Information provided -

================================

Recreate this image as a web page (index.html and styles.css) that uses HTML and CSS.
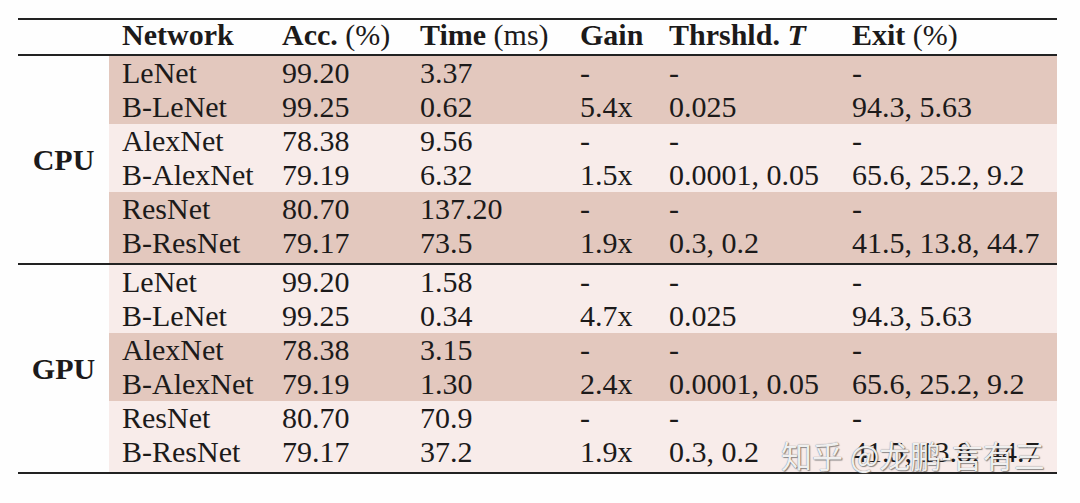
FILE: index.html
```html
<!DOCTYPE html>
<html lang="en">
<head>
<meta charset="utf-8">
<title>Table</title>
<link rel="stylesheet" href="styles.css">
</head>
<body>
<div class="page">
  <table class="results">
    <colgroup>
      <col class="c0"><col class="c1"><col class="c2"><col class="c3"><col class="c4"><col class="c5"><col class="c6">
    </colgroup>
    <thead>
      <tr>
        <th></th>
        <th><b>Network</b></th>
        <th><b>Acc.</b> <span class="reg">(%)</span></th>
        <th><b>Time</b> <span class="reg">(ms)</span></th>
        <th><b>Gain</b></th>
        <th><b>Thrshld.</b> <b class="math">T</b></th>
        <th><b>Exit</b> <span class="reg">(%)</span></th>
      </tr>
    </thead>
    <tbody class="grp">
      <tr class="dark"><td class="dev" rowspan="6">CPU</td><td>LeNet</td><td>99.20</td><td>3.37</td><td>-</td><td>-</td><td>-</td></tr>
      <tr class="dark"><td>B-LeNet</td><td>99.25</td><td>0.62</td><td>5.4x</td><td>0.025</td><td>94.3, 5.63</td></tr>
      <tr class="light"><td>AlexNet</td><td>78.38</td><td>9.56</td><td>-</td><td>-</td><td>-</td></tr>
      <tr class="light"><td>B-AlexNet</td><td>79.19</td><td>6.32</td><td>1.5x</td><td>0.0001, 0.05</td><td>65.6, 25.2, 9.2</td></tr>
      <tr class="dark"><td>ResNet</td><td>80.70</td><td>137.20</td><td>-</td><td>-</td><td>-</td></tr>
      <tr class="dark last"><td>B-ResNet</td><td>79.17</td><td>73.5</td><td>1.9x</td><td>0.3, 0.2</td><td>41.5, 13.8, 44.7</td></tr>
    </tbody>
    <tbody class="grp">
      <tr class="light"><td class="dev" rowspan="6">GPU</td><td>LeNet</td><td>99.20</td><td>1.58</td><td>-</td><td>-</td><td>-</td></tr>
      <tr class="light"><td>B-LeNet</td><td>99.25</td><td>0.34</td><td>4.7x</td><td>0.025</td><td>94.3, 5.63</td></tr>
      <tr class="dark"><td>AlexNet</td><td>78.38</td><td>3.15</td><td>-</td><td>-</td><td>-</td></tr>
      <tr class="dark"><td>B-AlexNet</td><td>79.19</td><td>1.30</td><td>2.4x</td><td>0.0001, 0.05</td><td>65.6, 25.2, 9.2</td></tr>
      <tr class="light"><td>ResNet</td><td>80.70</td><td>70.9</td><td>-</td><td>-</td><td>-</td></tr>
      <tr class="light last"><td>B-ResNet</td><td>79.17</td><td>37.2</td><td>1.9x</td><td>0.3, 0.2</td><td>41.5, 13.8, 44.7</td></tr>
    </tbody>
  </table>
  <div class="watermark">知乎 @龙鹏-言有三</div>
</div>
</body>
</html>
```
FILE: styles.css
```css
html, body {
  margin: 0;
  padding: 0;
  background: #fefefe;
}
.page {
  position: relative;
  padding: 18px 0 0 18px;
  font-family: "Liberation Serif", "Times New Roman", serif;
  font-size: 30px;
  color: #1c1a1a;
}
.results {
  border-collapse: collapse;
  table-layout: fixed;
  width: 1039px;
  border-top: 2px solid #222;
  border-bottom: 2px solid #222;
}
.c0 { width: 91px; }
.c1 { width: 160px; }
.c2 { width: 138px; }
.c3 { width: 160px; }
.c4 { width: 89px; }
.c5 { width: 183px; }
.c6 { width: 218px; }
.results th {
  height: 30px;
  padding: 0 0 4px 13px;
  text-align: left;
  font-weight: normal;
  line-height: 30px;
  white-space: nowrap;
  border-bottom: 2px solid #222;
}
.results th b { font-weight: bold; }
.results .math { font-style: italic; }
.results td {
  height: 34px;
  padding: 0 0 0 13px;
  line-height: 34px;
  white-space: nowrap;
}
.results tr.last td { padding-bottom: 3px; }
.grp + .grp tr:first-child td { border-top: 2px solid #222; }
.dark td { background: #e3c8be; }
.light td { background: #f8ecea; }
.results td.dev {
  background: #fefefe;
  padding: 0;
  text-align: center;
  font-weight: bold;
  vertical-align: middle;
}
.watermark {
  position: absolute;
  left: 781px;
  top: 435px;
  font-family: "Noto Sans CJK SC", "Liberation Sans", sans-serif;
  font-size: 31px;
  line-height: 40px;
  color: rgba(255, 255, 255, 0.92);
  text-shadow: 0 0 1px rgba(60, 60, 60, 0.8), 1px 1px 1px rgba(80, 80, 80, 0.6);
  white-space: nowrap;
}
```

================================

Objective - Return the material exactly as given, apart from the pictures.

Reply -
Recreate this image as a web page (index.html and styles.css) that uses HTML and CSS.
FILE: index.html
```html
<!DOCTYPE html>
<html lang="en">
<head>
<meta charset="utf-8">
<title>Table</title>
<link rel="stylesheet" href="styles.css">
</head>
<body>
<div class="page">
  <table class="results">
    <colgroup>
      <col class="c0"><col class="c1"><col class="c2"><col class="c3"><col class="c4"><col class="c5"><col class="c6">
    </colgroup>
    <thead>
      <tr>
        <th></th>
        <th><b>Network</b></th>
        <th><b>Acc.</b> <span class="reg">(%)</span></th>
        <th><b>Time</b> <span class="reg">(ms)</span></th>
        <th><b>Gain</b></th>
        <th><b>Thrshld.</b> <b class="math">T</b></th>
        <th><b>Exit</b> <span class="reg">(%)</span></th>
      </tr>
    </thead>
    <tbody class="grp">
      <tr class="dark"><td class="dev" rowspan="6">CPU</td><td>LeNet</td><td>99.20</td><td>3.37</td><td>-</td><td>-</td><td>-</td></tr>
      <tr class="dark"><td>B-LeNet</td><td>99.25</td><td>0.62</td><td>5.4x</td><td>0.025</td><td>94.3, 5.63</td></tr>
      <tr class="light"><td>AlexNet</td><td>78.38</td><td>9.56</td><td>-</td><td>-</td><td>-</td></tr>
      <tr class="light"><td>B-AlexNet</td><td>79.19</td><td>6.32</td><td>1.5x</td><td>0.0001, 0.05</td><td>65.6, 25.2, 9.2</td></tr>
      <tr class="dark"><td>ResNet</td><td>80.70</td><td>137.20</td><td>-</td><td>-</td><td>-</td></tr>
      <tr class="dark last"><td>B-ResNet</td><td>79.17</td><td>73.5</td><td>1.9x</td><td>0.3, 0.2</td><td>41.5, 13.8, 44.7</td></tr>
    </tbody>
    <tbody class="grp">
      <tr class="light"><td class="dev" rowspan="6">GPU</td><td>LeNet</td><td>99.20</td><td>1.58</td><td>-</td><td>-</td><td>-</td></tr>
      <tr class="light"><td>B-LeNet</td><td>99.25</td><td>0.34</td><td>4.7x</td><td>0.025</td><td>94.3, 5.63</td></tr>
      <tr class="dark"><td>AlexNet</td><td>78.38</td><td>3.15</td><td>-</td><td>-</td><td>-</td></tr>
      <tr class="dark"><td>B-AlexNet</td><td>79.19</td><td>1.30</td><td>2.4x</td><td>0.0001, 0.05</td><td>65.6, 25.2, 9.2</td></tr>
      <tr class="light"><td>ResNet</td><td>80.70</td><td>70.9</td><td>-</td><td>-</td><td>-</td></tr>
      <tr class="light last"><td>B-ResNet</td><td>79.17</td><td>37.2</td><td>1.9x</td><td>0.3, 0.2</td><td>41.5, 13.8, 44.7</td></tr>
    </tbody>
  </table>
  <div class="watermark">知乎 @龙鹏-言有三</div>
</div>
</body>
</html>
```
FILE: styles.css
```css
html, body {
  margin: 0;
  padding: 0;
  background: #fefefe;
}
.page {
  position: relative;
  padding: 18px 0 0 18px;
  font-family: "Liberation Serif", "Times New Roman", serif;
  font-size: 30px;
  color: #1c1a1a;
}
.results {
  border-collapse: collapse;
  table-layout: fixed;
  width: 1039px;
  border-top: 2px solid #222;
  border-bottom: 2px solid #222;
}
.c0 { width: 91px; }
.c1 { width: 160px; }
.c2 { width: 138px; }
.c3 { width: 160px; }
.c4 { width: 89px; }
.c5 { width: 183px; }
.c6 { width: 218px; }
.results th {
  height: 30px;
  padding: 0 0 4px 13px;
  text-align: left;
  font-weight: normal;
  line-height: 30px;
  white-space: nowrap;
  border-bottom: 2px solid #222;
}
.results th b { font-weight: bold; }
.results .math { font-style: italic; }
.results td {
  height: 34px;
  padding: 0 0 0 13px;
  line-height: 34px;
  white-space: nowrap;
}
.results tr.last td { padding-bottom: 3px; }
.grp + .grp tr:first-child td { border-top: 2px solid #222; }
.dark td { background: #e3c8be; }
.light td { background: #f8ecea; }
.results td.dev {
  background: #fefefe;
  padding: 0;
  text-align: center;
  font-weight: bold;
  vertical-align: middle;
}
.watermark {
  position: absolute;
  left: 781px;
  top: 435px;
  font-family: "Noto Sans CJK SC", "Liberation Sans", sans-serif;
  font-size: 31px;
  line-height: 40px;
  color: rgba(255, 255, 255, 0.92);
  text-shadow: 0 0 1px rgba(60, 60, 60, 0.8), 1px 1px 1px rgba(80, 80, 80, 0.6);
  white-space: nowrap;
}
```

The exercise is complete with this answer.